● DATA SHOWN:
====================

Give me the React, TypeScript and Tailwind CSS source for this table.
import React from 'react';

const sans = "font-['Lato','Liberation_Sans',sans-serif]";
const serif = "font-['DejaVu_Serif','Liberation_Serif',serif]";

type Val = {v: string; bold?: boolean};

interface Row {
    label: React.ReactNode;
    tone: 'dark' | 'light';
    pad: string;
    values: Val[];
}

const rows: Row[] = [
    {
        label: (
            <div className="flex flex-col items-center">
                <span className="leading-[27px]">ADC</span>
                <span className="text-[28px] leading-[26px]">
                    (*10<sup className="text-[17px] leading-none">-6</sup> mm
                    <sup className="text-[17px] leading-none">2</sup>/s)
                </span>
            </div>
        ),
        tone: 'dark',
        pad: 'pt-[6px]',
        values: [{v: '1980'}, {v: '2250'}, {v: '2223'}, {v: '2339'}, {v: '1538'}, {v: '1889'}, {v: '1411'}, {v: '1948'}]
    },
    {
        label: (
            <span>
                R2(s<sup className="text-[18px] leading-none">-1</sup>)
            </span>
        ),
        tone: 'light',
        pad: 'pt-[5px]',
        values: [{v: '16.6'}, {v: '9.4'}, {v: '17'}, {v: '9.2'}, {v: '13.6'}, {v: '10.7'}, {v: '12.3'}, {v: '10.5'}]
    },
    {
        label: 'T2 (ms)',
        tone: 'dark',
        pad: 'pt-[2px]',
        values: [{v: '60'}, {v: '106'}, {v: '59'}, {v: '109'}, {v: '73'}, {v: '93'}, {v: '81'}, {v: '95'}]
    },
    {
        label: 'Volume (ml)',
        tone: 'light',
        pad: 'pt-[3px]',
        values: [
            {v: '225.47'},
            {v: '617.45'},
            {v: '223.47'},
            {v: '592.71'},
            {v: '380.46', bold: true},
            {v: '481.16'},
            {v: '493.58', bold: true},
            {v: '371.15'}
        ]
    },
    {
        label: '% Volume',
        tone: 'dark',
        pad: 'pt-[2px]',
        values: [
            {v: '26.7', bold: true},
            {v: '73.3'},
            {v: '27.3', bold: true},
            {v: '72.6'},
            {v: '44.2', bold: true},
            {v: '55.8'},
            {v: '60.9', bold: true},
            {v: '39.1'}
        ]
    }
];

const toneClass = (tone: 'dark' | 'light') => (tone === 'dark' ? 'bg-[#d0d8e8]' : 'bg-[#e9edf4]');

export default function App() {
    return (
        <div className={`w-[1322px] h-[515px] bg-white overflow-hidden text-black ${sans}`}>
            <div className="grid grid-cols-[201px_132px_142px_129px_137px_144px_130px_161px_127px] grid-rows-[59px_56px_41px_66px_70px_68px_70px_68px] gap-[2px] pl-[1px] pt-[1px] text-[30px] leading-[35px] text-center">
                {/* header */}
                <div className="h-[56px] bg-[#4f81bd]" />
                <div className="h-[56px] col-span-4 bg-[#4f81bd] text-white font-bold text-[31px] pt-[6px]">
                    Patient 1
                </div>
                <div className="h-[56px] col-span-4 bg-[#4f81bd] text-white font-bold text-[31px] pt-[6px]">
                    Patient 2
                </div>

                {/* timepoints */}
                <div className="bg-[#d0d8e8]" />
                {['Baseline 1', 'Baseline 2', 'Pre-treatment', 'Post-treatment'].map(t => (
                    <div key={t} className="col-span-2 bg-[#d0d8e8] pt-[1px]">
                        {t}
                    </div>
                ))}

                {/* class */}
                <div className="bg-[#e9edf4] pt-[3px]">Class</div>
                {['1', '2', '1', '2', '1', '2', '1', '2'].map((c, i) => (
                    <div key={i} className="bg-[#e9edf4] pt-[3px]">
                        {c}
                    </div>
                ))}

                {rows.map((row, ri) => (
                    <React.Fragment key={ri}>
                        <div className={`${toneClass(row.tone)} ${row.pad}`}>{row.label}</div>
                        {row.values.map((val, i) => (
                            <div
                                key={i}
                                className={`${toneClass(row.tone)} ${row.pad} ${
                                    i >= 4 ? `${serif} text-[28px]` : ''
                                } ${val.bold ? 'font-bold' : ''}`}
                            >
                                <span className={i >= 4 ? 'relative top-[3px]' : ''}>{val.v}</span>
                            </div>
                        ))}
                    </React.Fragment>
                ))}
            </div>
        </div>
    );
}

====================

● PROBLEM TO SOLVE: Copy out the lines in which the string "React" appears.

● REPLY TO THE EXERCISE:
Give me the React, TypeScript and Tailwind CSS source for this table.
import React from 'react';
    label: React.ReactNode;
                    <React.Fragment key={ri}>
                    </React.Fragment>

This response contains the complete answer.